Majority rule doesn't say who should win, since everything
has a majority preferring something else to it. The basic 
democratic principle that I named in a previous message can't
be complied with. And it isn't really meaningful to speak of
a lesser-of-2-evils problem under these conditions either.
This example is irrelevant. There's no right answer when
every alternative is beaten that badly by the sincere set of
rankings. Condorcet(EM) differs from other methods in not
unnecessarily violating that basic democratic principle that
I mentioned. Demorep has shown us an extreme and unlikely
example where no method can avoid violating it. So what?
 
Demorep said that his method isn't Instant Runoff (MPV,
the Alternative Vote, etc.). Oh yes it is, when there
are 3 alternativess. With 3 alternatives, Demorep's method
is identical to MPV. Since I've already posted bad-examples
for MPV, it isn't necessary to post one for Demorep's method,
but here's an example, the one I've most often used. Demorep's
method fails every one of the bad-examples that I've given
for MPV, Regular Champion, Young & Dodgson, & Simpson-Kramer.

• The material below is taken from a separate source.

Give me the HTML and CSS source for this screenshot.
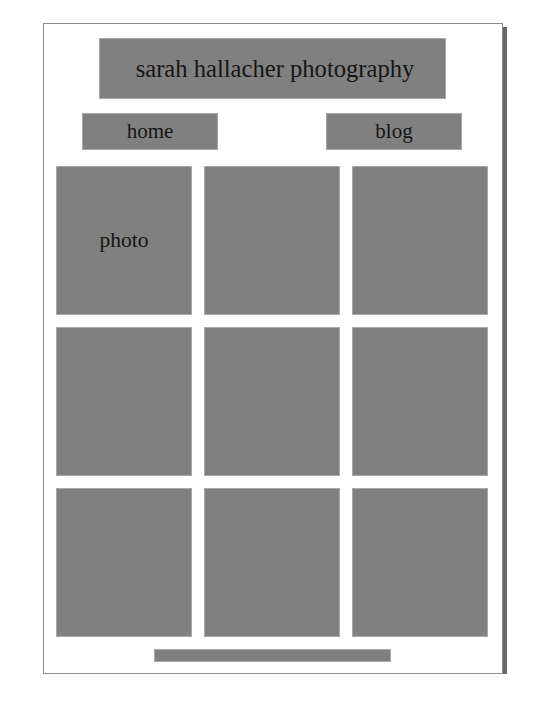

Anyway, here's the example I've mosts often used:

40: Dole, Clinton, Nader
25: Clinton
35: Nader, Clinton, Dole

(We could have the Clinton voters divide their support between
Dole & Nader equally & that wouldn't affect the result wiin
Demorep's method)

If the Dole voters truncate, that creates a circular tie. Demorep
eliminates Clinton, who'd beat each one of the others in
separate 2-candidate elecions, and gives the election to Dole,
the only candidate with a majority against him.

Let me translate Demorep's example into a more familiar
language (but tell me if I've misinterpreted what your example is,
Demorep). 

Demorep is saying that A beats B 55 to 45, & B beats C 54 to
46, and that C beats A 56 to 44. No one has truncated.
The rankings are all sincere. These sincre rankings are
as follows (Because of the large number of voter groupings,
I've tried a columnar format. I haven't used that before in
e-mail, so I hope it posts ok):

Number of voters: 19 21  4 31 15 10
                   A  A  B  B  C  C
                   B  C  A  C  A  B

(Below each number of voters is the columnar ranking of those
voters, with their favorite on top, & their 2nd choice below).

***

Demorep says that 21 of the A voters, by voting sincerely, have
caused C to win, when if even 2 of those 21 had insincerely voted
B over C, then C wouldn't have won. Right. Who'd have won? B.
The order-reversal by those A voters would secure the election of
someone they like less. Bravo. 

In Demorep's 1st set of rankings, stated above, everyone has
voted sincerely, and the result is that the 2nd choice of those
21 A voters has won. Demorep is saying that they'd have an
incentive to change that so that their last choice instead of
their 2nd choice would win. Come again?

***

Then Demorep claims that voters will order-reverse in order
to maximize other candidates' votes-against. He proves that with
an example of how they'd do that:

All the A voters rank B 2nd. All the C voters rank A wnd. All
the B voters rank C 2nd.

Number of voters: 40 25 35
                   A  C  B
                   B  A  C

Now A wins instead of C. 

My main answer to this is that an example with everything 
sincerely beaten to this degree isn't of interest
in terms of the standards that I and many others consider important:
Getting rid of the lesser-of-evils problem, and protecting
majority rule. As I often say, the choice of methods simply
depends on what we want from a method.

The voters who are worse off because of this insincere voting
are all of the C voters, & the 31 B voters who prefer C to A.
Who gains? All of the A voters, and the 4 B voters who prefer
A to C.

So the voters who have incentive to give C's win to A are the
A voters & those 4 B voters.

The C voters, the main victims of the A voters' order-reversal,
have obligingly co-operated with the A voters' strategy, by
all voting A over B. Had they not done that, B would be beaten
by only 55 votes-against, and the A voters' order-reversal would
elect B, the last choice of the order-reversers. 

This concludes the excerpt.